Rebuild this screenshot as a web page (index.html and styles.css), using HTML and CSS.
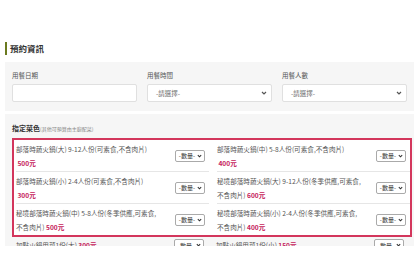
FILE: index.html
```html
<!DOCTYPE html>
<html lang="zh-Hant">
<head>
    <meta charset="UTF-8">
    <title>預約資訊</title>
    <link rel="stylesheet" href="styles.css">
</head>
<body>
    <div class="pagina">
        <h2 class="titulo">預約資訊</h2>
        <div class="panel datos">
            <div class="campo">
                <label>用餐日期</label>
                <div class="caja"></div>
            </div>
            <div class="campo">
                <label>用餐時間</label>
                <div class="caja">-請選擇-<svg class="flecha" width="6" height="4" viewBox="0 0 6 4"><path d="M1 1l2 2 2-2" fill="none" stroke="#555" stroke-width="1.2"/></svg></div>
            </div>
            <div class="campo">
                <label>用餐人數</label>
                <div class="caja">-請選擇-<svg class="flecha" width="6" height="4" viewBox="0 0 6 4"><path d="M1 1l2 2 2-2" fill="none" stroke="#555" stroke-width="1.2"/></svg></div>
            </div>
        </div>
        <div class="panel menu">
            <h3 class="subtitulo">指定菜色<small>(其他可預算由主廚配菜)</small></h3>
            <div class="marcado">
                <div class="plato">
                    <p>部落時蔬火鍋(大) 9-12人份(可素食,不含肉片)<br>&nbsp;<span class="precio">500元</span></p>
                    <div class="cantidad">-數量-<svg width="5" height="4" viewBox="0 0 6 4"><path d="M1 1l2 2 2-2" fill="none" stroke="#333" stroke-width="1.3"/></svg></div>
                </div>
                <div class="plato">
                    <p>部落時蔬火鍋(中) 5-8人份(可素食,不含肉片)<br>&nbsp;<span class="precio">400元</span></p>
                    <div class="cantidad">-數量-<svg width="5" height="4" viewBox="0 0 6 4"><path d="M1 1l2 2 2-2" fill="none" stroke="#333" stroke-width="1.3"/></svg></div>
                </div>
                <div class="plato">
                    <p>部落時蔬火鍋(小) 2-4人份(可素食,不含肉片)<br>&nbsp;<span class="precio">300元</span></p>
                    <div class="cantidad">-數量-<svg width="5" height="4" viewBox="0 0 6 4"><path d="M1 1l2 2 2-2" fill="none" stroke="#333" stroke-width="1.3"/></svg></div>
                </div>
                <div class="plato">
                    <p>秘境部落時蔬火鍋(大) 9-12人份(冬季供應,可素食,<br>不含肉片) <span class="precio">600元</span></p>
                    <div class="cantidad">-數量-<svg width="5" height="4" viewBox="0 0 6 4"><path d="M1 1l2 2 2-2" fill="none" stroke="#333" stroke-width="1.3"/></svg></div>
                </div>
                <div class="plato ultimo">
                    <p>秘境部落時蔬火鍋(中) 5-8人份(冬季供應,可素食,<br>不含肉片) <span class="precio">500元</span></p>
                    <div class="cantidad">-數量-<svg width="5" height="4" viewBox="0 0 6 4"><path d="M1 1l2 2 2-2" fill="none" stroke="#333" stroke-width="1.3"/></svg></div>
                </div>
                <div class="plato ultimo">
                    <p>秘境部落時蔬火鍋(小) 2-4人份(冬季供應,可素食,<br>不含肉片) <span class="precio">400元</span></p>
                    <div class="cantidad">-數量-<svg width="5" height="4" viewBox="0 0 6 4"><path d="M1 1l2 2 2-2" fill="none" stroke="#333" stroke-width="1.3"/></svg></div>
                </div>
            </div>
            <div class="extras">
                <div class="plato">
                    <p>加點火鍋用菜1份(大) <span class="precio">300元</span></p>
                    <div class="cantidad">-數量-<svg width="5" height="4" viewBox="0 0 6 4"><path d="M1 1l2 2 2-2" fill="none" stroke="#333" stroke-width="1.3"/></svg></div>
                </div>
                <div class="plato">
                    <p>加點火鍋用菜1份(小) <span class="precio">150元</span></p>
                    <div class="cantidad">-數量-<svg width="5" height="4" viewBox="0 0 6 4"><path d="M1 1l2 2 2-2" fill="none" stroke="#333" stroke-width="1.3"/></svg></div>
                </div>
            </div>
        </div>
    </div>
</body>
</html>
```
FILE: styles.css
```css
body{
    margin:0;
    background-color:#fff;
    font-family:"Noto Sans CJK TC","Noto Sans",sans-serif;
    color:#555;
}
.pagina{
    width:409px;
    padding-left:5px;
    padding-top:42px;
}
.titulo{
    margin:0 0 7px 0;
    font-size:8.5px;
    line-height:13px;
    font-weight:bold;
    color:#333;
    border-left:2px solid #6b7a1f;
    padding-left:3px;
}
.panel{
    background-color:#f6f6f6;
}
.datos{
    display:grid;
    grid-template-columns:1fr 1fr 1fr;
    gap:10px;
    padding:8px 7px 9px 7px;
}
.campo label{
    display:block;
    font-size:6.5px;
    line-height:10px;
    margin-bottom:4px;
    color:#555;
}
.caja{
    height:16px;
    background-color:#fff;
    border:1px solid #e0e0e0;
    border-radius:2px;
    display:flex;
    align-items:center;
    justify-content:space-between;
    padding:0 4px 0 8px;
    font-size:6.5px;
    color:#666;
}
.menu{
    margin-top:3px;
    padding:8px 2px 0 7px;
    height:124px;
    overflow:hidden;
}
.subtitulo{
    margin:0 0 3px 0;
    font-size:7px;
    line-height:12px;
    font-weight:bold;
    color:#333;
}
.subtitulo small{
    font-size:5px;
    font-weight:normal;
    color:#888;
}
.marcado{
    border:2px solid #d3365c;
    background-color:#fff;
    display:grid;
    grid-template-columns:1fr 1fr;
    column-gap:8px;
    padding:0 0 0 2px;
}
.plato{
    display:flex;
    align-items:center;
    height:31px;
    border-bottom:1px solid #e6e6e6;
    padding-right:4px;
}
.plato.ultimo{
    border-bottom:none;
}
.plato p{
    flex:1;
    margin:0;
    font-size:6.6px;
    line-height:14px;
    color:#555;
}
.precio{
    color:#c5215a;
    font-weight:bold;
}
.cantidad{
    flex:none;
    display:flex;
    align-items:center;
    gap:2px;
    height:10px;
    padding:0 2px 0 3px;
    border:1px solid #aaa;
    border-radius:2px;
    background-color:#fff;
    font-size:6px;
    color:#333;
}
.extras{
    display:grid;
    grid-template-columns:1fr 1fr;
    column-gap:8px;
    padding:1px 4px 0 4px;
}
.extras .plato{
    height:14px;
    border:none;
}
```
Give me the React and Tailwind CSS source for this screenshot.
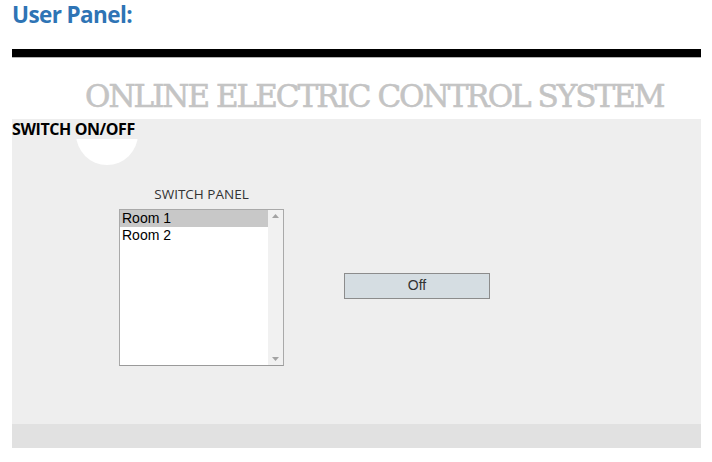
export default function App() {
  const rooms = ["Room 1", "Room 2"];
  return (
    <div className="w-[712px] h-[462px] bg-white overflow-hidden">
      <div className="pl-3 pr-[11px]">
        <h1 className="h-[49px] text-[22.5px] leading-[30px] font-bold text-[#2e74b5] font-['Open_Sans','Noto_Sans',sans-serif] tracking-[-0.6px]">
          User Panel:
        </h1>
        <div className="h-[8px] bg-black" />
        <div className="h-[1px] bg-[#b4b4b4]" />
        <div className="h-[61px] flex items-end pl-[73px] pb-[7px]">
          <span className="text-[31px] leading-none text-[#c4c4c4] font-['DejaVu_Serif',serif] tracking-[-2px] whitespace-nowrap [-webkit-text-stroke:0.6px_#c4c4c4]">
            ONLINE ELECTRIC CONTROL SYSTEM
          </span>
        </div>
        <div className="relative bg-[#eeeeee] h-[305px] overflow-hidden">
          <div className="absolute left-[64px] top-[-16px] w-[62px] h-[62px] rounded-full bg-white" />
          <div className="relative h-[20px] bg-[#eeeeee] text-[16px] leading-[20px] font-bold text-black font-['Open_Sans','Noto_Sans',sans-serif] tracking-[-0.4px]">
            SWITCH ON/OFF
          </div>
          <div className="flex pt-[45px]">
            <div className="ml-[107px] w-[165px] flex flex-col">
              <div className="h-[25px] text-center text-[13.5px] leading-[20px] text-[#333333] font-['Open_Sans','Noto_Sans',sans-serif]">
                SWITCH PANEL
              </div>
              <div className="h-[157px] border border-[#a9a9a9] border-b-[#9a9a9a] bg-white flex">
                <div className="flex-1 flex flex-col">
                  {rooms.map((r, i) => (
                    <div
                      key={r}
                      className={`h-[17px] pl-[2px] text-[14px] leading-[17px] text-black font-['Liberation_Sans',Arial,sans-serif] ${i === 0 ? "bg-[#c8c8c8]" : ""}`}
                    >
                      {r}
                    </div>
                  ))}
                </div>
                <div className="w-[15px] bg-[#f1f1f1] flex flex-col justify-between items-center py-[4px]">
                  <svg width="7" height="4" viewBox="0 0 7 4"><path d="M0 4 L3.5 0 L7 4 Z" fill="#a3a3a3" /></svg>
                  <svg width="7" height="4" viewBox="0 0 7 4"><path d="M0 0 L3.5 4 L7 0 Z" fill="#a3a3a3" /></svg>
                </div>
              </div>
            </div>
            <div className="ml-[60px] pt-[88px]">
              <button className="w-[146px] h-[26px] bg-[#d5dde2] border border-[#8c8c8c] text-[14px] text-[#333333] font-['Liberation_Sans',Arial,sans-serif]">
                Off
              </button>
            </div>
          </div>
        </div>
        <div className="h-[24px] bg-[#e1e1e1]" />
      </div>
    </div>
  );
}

#### Task to complete:
Only the number is wanted: how many lines in the entries above contain the word "screenshot"?

#### Solution for this exercise:
2